Service Learning provides students with the opportunity to make academic connections between the University and the world through service experiences, promoting their development into true citizens and leaders of the community. Service Learning is a partnership between students and the community whereby both parties are learning from and giving to one another. During the Service Learning Colloquia, students participate in meaningful service projects and learn from texts and classroom discussions about the issues they are studying.

Honors is committed to extending learning beyond the classroom through a reflective service curriculum which allows students to use their newly acquired skills and knowledge in real-life situations throughout their academic career. The powerful benefit of Service Learning is not that students end a social problem, but that they begin to better understand themselves and their community.

The Service Learning Colloquia are designed to help students engage in a variety of academic and intelligent discussions about many of the social issues in the Jacksonville community such as: At-Risk Youth, Children's Health, Domestic Violence, Poverty, Refugee Issues, Adult Health Care, Literacy, and the Environment. Students are offered a wide range of service sites including: Clara White Mission, Habitat for Humanity Jacksonville, Nemours Children's Clinic, Mayo Clinic, The Bridge of Northeast Florida, Hubbard House, Lutheran Social Services, BEAKS, Tree Hill, and the Boggy Creek Gang Camp.

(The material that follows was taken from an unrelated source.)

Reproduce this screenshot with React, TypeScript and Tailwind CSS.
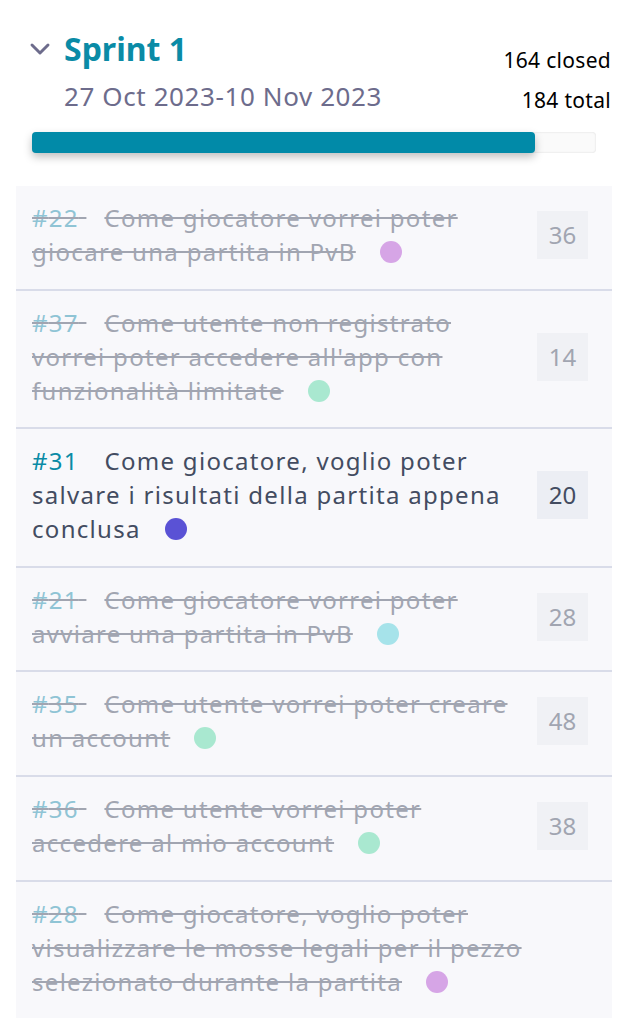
import { ChevronDown } from 'lucide-react';

type Story = {
  id: number;
  lines: string[];
  points?: number;
  dot: string;
  done: boolean;
};

const stories: Story[] = [
  { id: 22, lines: ['Come giocatore vorrei poter', 'giocare una partita in PvB'], points: 36, dot: 'bg-[#d6a5e6]', done: true },
  { id: 37, lines: ['Come utente non registrato', "vorrei poter accedere all'app con", 'funzionalità limitate'], points: 14, dot: 'bg-[#a9e8d0]', done: true },
  { id: 31, lines: ['Come giocatore, voglio poter', 'salvare i risultati della partita appena', 'conclusa'], points: 20, dot: 'bg-[#5a52d5]', done: false },
  { id: 21, lines: ['Come giocatore vorrei poter', 'avviare una partita in PvB'], points: 28, dot: 'bg-[#a6e3ea]', done: true },
  { id: 35, lines: ['Come utente vorrei poter creare', 'un account'], points: 48, dot: 'bg-[#a9e8d0]', done: true },
  { id: 36, lines: ['Come utente vorrei poter', 'accedere al mio account'], points: 38, dot: 'bg-[#a9e8d0]', done: true },
  { id: 28, lines: ['Come giocatore, voglio poter', 'visualizzare le mosse legali per il pezzo', 'selezionato durante la partita'], dot: 'bg-[#d6a5e6]', done: true },
];

const StoryRow = ({ story }: { story: Story }) => {
  const last = story.lines.length - 1;
  return (
    <div className="flex items-center justify-between pl-4 pr-6 pt-[15px] pb-[19.6px]">
      <div
        className={`text-[24px] leading-[34px] tracking-[1.3px] whitespace-nowrap ${
          story.done ? 'text-[#a1a5b1] line-through' : 'text-[#434c61]'
        }`}
      >
        {story.lines.map((line, i) => (
          <div key={i} className="flex items-center">
            {i === 0 && (
              <span className={story.done ? 'text-[#8fc4d5]' : 'text-[#0a8ba6]'}>
                #{story.id}
                {'\u00a0'}
              </span>
            )}
            {i === 0 && <span className="w-[18px]" />}
            <span>{line}</span>
            {i === last && <span className={`ml-6 inline-block w-[22px] h-[22px] rounded-full ${story.dot}`} />}
          </div>
        ))}
      </div>
      {story.points !== undefined && (
        <div
          className={`w-[51px] h-[48px] flex items-center justify-center text-[24px] ${
            story.done ? 'bg-[#f0f1f5] text-[#a1a5b1]' : 'bg-[#eceef4] text-[#434c61]'
          }`}
        >
          {story.points}
        </div>
      )}
    </div>
  );
};

export default function App() {
  return (
    <div className="min-h-[1034px] w-[644px] bg-white" style={{ fontFamily: '"Noto Sans", "Open Sans", sans-serif' }}>
      <div className="pl-8 pr-[33px] pt-[28px]">
        <div className="flex justify-between">
          <div>
            <div className="flex items-center">
              <ChevronDown className="w-8 h-8 text-[#6d6c8c] -ml-2" strokeWidth={2.2} />
              <span className="ml-[8px] text-[32px] leading-[42px] font-bold text-[#0a8ba6]">Sprint 1</span>
            </div>
            <div className="ml-8 mt-[10px] text-[26px] leading-[32px] tracking-[0.6px] text-[#6d6c8c]">27 Oct 2023-10 Nov 2023</div>
          </div>
          <div className="flex flex-col items-end text-[21px] leading-[40px] tracking-[0.3px] text-black pt-[12px]">
            <span>164 closed</span>
            <span>184 total</span>
          </div>
        </div>
        <div className="mt-[12px] mr-[15px] h-[21px] rounded-[4px] bg-[#fafafa] shadow-[inset_0_0_2px_rgba(0,0,0,0.15)]">
          <div className="h-full w-[89.2%] rounded-[4px] bg-[#018aa8] shadow-[0_4px_8px_rgba(0,0,0,0.25)]" />
        </div>
      </div>
      <div className="ml-4 mr-8 mt-[33px] bg-[#f8f8fb] divide-y-2 divide-[#d9dce9]">
        {stories.map((s) => (
          <StoryRow key={s.id} story={s} />
        ))}
      </div>
    </div>
  );
}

Some examples of past service learning projects include:

Honors students created a mentoring program for at–risk high school youth as a means to understanding the barriers to success in the lives of these youth. In addition, students secured a partnership with NIKE and the Jaguars Foundation who sponsor a scholarship for the at–risk youth to attend UNF.

Honors students traveled to our nation's capital, Washington, D.C., for spring break. There they worked with children on the burn unit at the Hospital for Sick Children in an effort to understand children's health issues.

Honors students adopted refugee families who had just arrived in the United States. They help the refugees learn and adapt to the American culture while examining the impact of displacement of individuals on politics, health, homelessness, and employment issues.